This week, our guests Steven and Karen decided to venture a little further off the beaten track from Bunaken and headed to the northern islands of the Bunaken Marine National Park. The rewards were schooling Barracuda, eagle rays and much more.
First things first – there are plenty of beautiful dive sites to be explored around Bunaken and its closest neighbouring islands of Siladen and Manado Tua. However, if you have the time, it’s well worth venturing a little further to the north of the marine park to dive the islands of Nain and Mantehage.
Being located further away from the mainland, they are visited by fewer divers. For us, this meant having all of the day’s dive sites to ourselves. We kicked off the day with a relaxing one hour boat journey to our furthest away destination – Nain. Barracuda Point proved to be a great choice for the morning’s dive. A sloping wall covered in sponges and hard coral, it proved to be full of fish life with schools of mackerel and fusiliers surrounding us immediately. About ten minutes into the dive, dive guide trainee Vence spotted two eagle rays. And so it began – the rays were soon followed by schooling black snapper. Our guests spotted blacktip reef sharks resting on a shallower bit of the slope in the sand, and just as dive guide Fenly put his head into the reef to start looking for smaller creatures a school of 20+ great barracuda appear and stay with us for a little while in the shallows. They literally ‘sneaked up’ from behind, so had probably been following us already.
As the first dive had been full of sightings we decided to stay in the same area for our second dive. Following a surface interval, the current had slowed down considerably, reducing the number of schooling fish somewhat and giving us a chance to concentrate on smaller life. A ribbon eel, lobsters and several nudibranchs ranging from 1 cm to 10 cm in size were the reward.
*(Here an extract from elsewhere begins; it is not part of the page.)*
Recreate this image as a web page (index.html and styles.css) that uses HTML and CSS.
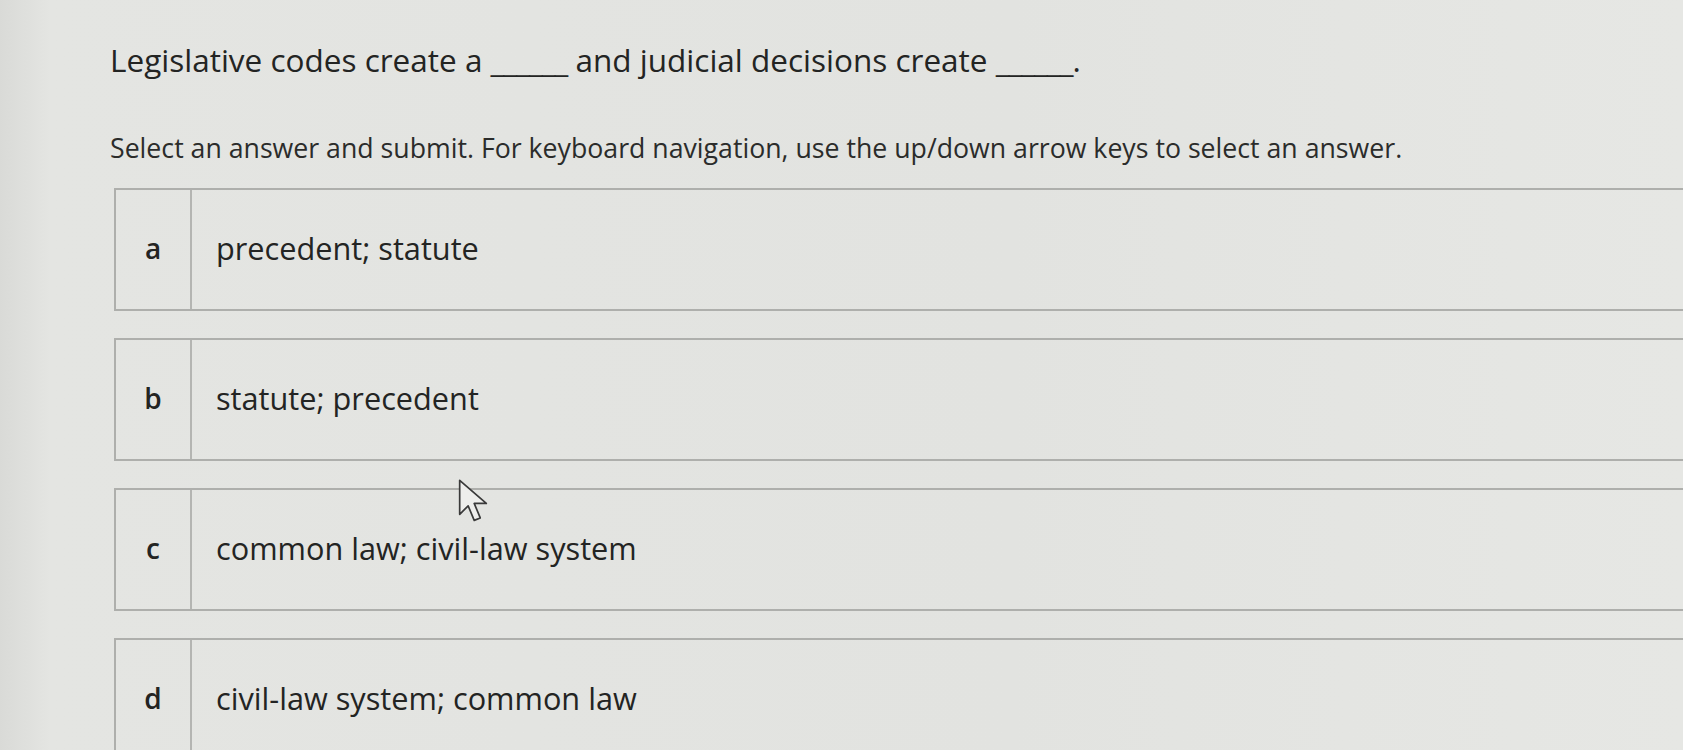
FILE: index.html
```html
<!DOCTYPE html>
<html lang="en">
<head>
    <meta charset="UTF-8">
    <meta name="viewport" content="width=device-width, initial-scale=1.0">
    <title>Question</title>
    <link rel="stylesheet" href="styles.css">
</head>
<body>
    <div class="question">
        <p class="prompt">Legislative codes create a <span class="blank">______</span> and judicial decisions create <span class="blank">______</span>.</p>
        <p class="hint">Select an answer and submit. For keyboard navigation, use the up/down arrow keys to select an answer.</p>

        <div class="choices">
            <div class="choice">
                <span class="letter">a</span>
                <span class="answer">precedent; statute</span>
            </div>
            <div class="choice">
                <span class="letter">b</span>
                <span class="answer">statute; precedent</span>
            </div>
            <div class="choice">
                <span class="letter">c</span>
                <span class="answer">common law; civil-law system</span>
            </div>
            <div class="choice">
                <span class="letter">d</span>
                <span class="answer">civil-law system; common law</span>
            </div>
        </div>
    </div>

    <!-- mouse pointer -->
    <svg class="pointer" width="32" height="46" viewBox="0 0 26 38">
        <path d="M2 2 L2 30 L9 23 L14 35 L19 33 L14 21 L24 21 Z" fill="#eeeeec" stroke="#3a3a3a" stroke-width="1.4" stroke-linejoin="round"/>
    </svg>
</body>
</html>
```

FILE: styles.css
```css
body {
    margin: 0;
    height: 100vh;
    overflow: hidden;
    font-family: "Open Sans", "Noto Sans", sans-serif;
    color: #232423;
    background: linear-gradient(90deg, #d9dad7 0, #e4e5e2 50px, #e2e3e0 60%, #e6e7e4 100%);
}
.question {
    padding: 38px 0 0 110px;
}
.prompt {
    margin: 0;
    font-size: 31.5px;
    line-height: 44px;
}
.blank {
    letter-spacing: -1px;
}
.hint {
    margin: 48px 0 0 0;
    font-size: 26.7px;
    line-height: 36px;
    color: #2b2c2b;
}
.choices {
    display: flex;
    flex-direction: column;
    gap: 27px;
    margin: 22px -40px 0 4px;
}
.choice {
    display: flex;
    height: 119px;
    border: 2px solid #aeafac;
    border-right: none;
}
.letter {
    width: 76px;
    flex-shrink: 0;
    display: flex;
    align-items: center;
    justify-content: center;
    border-right: 2px solid #b4b5b2;
    font-size: 28px;
    font-weight: 600;
    padding-bottom: 4px;
    box-sizing: border-box;
}
.answer {
    display: flex;
    align-items: center;
    padding: 0 0 4px 24px;
    font-size: 30.7px;
}
.pointer {
    position: absolute;
    left: 457px;
    top: 478px;
}
```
Next was a delicious lunch, whilst captain Melky drove us to Mantehage, between Nain and Bunaken. On Mantehage, we dived sloping wall Bango. And as if one eagle ray hadn’t been enough for the day, we had three with us for a while chasing each other in the blue and up the wall. Quite a magical experience, really. Guests Steven and Karen took the opportunity to try twinset diving for this dive and didn’t regret it. Take a look at our tech diving blog for more information on that. What else did we – well, actually, Steven – spot? A banded sea snake, a large example of the nudibranch species flabellina bilas and we watched the mating rituals of bignose unicorn fish as we drifted past.
Normally, our day trips contain three dives, but Steven and Karen had asked for a four dive day, so we made our way back to Bunaken for one last late afternoon dive before heading back to the resort. As both guests were trying Sidemount equipment on this one, we opted for Tanjung Parigi, one of the calmer sights around the north side of Bunaken with a sandy slope to start rather than a sheer wall, making it easy to settle into the dive. What did we keep for the last dive? Turtles, turtles and more turtles, both green and hawksbill. One even accompanied us for a while, tagging along, taking over just as it pleased. And how better to finish off a fantastic day’s diving than by surfacing just as the sun set.